## START
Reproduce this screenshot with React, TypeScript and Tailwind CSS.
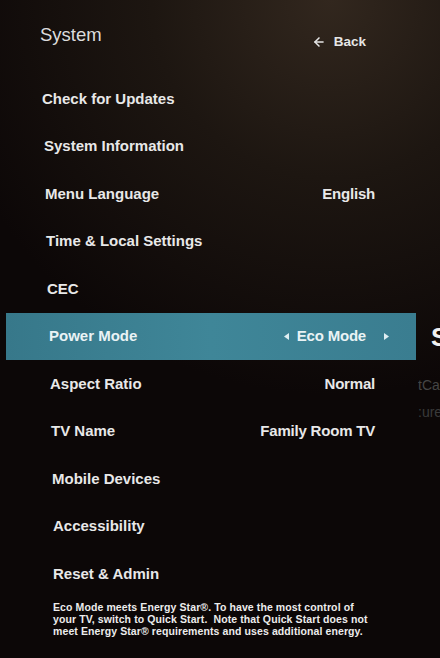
import React from "react";
import { ArrowLeft } from "lucide-react";

type Row = { label: string; value?: string; pl: string; selected?: boolean };

const rows: Row[] = [
  { label: "Check for Updates", pl: "pl-[36px]" },
  { label: "System Information", pl: "pl-[38px]" },
  { label: "Menu Language", value: "English", pl: "pl-[39px]" },
  { label: "Time & Local Settings", pl: "pl-[40px]" },
  { label: "CEC", pl: "pl-[41px]" },
  { label: "Power Mode", value: "Eco Mode", pl: "pl-[43px]", selected: true },
  { label: "Aspect Ratio", value: "Normal", pl: "pl-[44px]" },
  { label: "TV Name", value: "Family Room TV", pl: "pl-[45px]" },
  { label: "Mobile Devices", pl: "pl-[46px]" },
  { label: "Accessibility", pl: "pl-[47px]" },
  { label: "Reset & Admin", pl: "pl-[47px]" },
];

function Tri({ dir }: { dir: "l" | "r" }) {
  return (
    <svg width="5" height="7" viewBox="0 0 5 7" className="shrink-0">
      {dir === "l" ? (
        <polygon points="5,0 5,7 0,3.5" fill="#dfeef2" />
      ) : (
        <polygon points="0,0 0,7 5,3.5" fill="#dfeef2" />
      )}
    </svg>
  );
}

export default function App() {
  return (
    <div
      className="relative w-[440px] h-[658px] overflow-hidden bg-[radial-gradient(ellipse_90%_60%_at_75%_0%,#32271e_0%,#1d1611_45%,#0c0707_100%)] text-[#e8e8e8]"
      style={{ fontFamily: '"Liberation Sans", Arial, sans-serif' }}
    >
      <div className="flex items-start justify-between h-[75px] pl-[40px] pr-[74px] pt-[24px]">
        <div className="text-[18.5px] leading-[22px] text-[#dcdcdc]">System</div>
        <div className="flex items-center gap-[8px] pt-[8px] text-[13.5px] font-bold text-[#e6e6e6]">
          <ArrowLeft size={14} strokeWidth={2.6} />
          <span>Back</span>
        </div>
      </div>

      <div className="flex">
        <div className="ml-[6px] w-[410px] flex flex-col">
          {rows.map((r) => (
            <div
              key={r.label}
              className={
                "h-[47.5px] flex items-center justify-between text-[15px] font-bold " +
                r.pl +
                (r.selected
                  ? " bg-[linear-gradient(90deg,#37788a_0%,#3f8698_50%,#3a7d90_100%)] text-[#eaf3f5] pr-[27px]"
                  : " pr-[41px]")
              }
            >
              <span>{r.label}</span>
              {r.selected ? (
                <span className="flex items-center">
                  <Tri dir="l" />
                  <span className="ml-[8px] mr-[18px] tracking-[-0.2px]">{r.value}</span>
                  <Tri dir="r" />
                </span>
              ) : r.value ? (
                <span className="tracking-[-0.2px]">{r.value}</span>
              ) : null}
            </div>
          ))}
          <div className="pl-[47px] pt-[3px] text-[10.5px] leading-[12px] font-bold text-[#ececec] whitespace-nowrap tracking-[0.1px]">
            <p>Eco Mode meets Energy Star®. To have the most control of</p>
            <p>your TV, switch to Quick Start.&nbsp; Note that Quick Start does not</p>
            <p>meet Energy Star® requirements and uses additional energy.</p>
          </div>
        </div>
        <div className="ml-[2px] flex-1 overflow-hidden flex flex-col pt-[239px]">
          <div className="h-[47px] flex items-center pl-[13px] text-[26px] font-bold text-[#f0f0f0]">S</div>
          <div className="h-[32px] flex items-end text-[14px] leading-[16px] text-[#454545] whitespace-nowrap">tCa</div>
          <div className="h-[27px] flex items-end text-[14px] leading-[16px] text-[#3a3a3a] whitespace-nowrap">:ure</div>
        </div>
      </div>
    </div>
  );
}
## END
Requirement> Leave the images out, please, and restate each line word for word.

Answer for the task>
Reproduce this screenshot with React, TypeScript and Tailwind CSS.
import React from "react";
import { ArrowLeft } from "lucide-react";

type Row = { label: string; value?: string; pl: string; selected?: boolean };

const rows: Row[] = [
  { label: "Check for Updates", pl: "pl-[36px]" },
  { label: "System Information", pl: "pl-[38px]" },
  { label: "Menu Language", value: "English", pl: "pl-[39px]" },
  { label: "Time & Local Settings", pl: "pl-[40px]" },
  { label: "CEC", pl: "pl-[41px]" },
  { label: "Power Mode", value: "Eco Mode", pl: "pl-[43px]", selected: true },
  { label: "Aspect Ratio", value: "Normal", pl: "pl-[44px]" },
  { label: "TV Name", value: "Family Room TV", pl: "pl-[45px]" },
  { label: "Mobile Devices", pl: "pl-[46px]" },
  { label: "Accessibility", pl: "pl-[47px]" },
  { label: "Reset & Admin", pl: "pl-[47px]" },
];

function Tri({ dir }: { dir: "l" | "r" }) {
  return (
    <svg width="5" height="7" viewBox="0 0 5 7" className="shrink-0">
      {dir === "l" ? (
        <polygon points="5,0 5,7 0,3.5" fill="#dfeef2" />
      ) : (
        <polygon points="0,0 0,7 5,3.5" fill="#dfeef2" />
      )}
    </svg>
  );
}

export default function App() {
  return (
    <div
      className="relative w-[440px] h-[658px] overflow-hidden bg-[radial-gradient(ellipse_90%_60%_at_75%_0%,#32271e_0%,#1d1611_45%,#0c0707_100%)] text-[#e8e8e8]"
      style={{ fontFamily: '"Liberation Sans", Arial, sans-serif' }}
    >
      <div className="flex items-start justify-between h-[75px] pl-[40px] pr-[74px] pt-[24px]">
        <div className="text-[18.5px] leading-[22px] text-[#dcdcdc]">System</div>
        <div className="flex items-center gap-[8px] pt-[8px] text-[13.5px] font-bold text-[#e6e6e6]">
          <ArrowLeft size={14} strokeWidth={2.6} />
          <span>Back</span>
        </div>
      </div>

      <div className="flex">
        <div className="ml-[6px] w-[410px] flex flex-col">
          {rows.map((r) => (
            <div
              key={r.label}
              className={
                "h-[47.5px] flex items-center justify-between text-[15px] font-bold " +
                r.pl +
                (r.selected
                  ? " bg-[linear-gradient(90deg,#37788a_0%,#3f8698_50%,#3a7d90_100%)] text-[#eaf3f5] pr-[27px]"
                  : " pr-[41px]")
              }
            >
              <span>{r.label}</span>
              {r.selected ? (
                <span className="flex items-center">
                  <Tri dir="l" />
                  <span className="ml-[8px] mr-[18px] tracking-[-0.2px]">{r.value}</span>
                  <Tri dir="r" />
                </span>
              ) : r.value ? (
                <span className="tracking-[-0.2px]">{r.value}</span>
              ) : null}
            </div>
          ))}
          <div className="pl-[47px] pt-[3px] text-[10.5px] leading-[12px] font-bold text-[#ececec] whitespace-nowrap tracking-[0.1px]">
            <p>Eco Mode meets Energy Star®. To have the most control of</p>
            <p>your TV, switch to Quick Start.&nbsp; Note that Quick Start does not</p>
            <p>meet Energy Star® requirements and uses additional energy.</p>
          </div>
        </div>
        <div className="ml-[2px] flex-1 overflow-hidden flex flex-col pt-[239px]">
          <div className="h-[47px] flex items-center pl-[13px] text-[26px] font-bold text-[#f0f0f0]">S</div>
          <div className="h-[32px] flex items-end text-[14px] leading-[16px] text-[#454545] whitespace-nowrap">tCa</div>
          <div className="h-[27px] flex items-end text-[14px] leading-[16px] text-[#3a3a3a] whitespace-nowrap">:ure</div>
        </div>
      </div>
    </div>
  );
}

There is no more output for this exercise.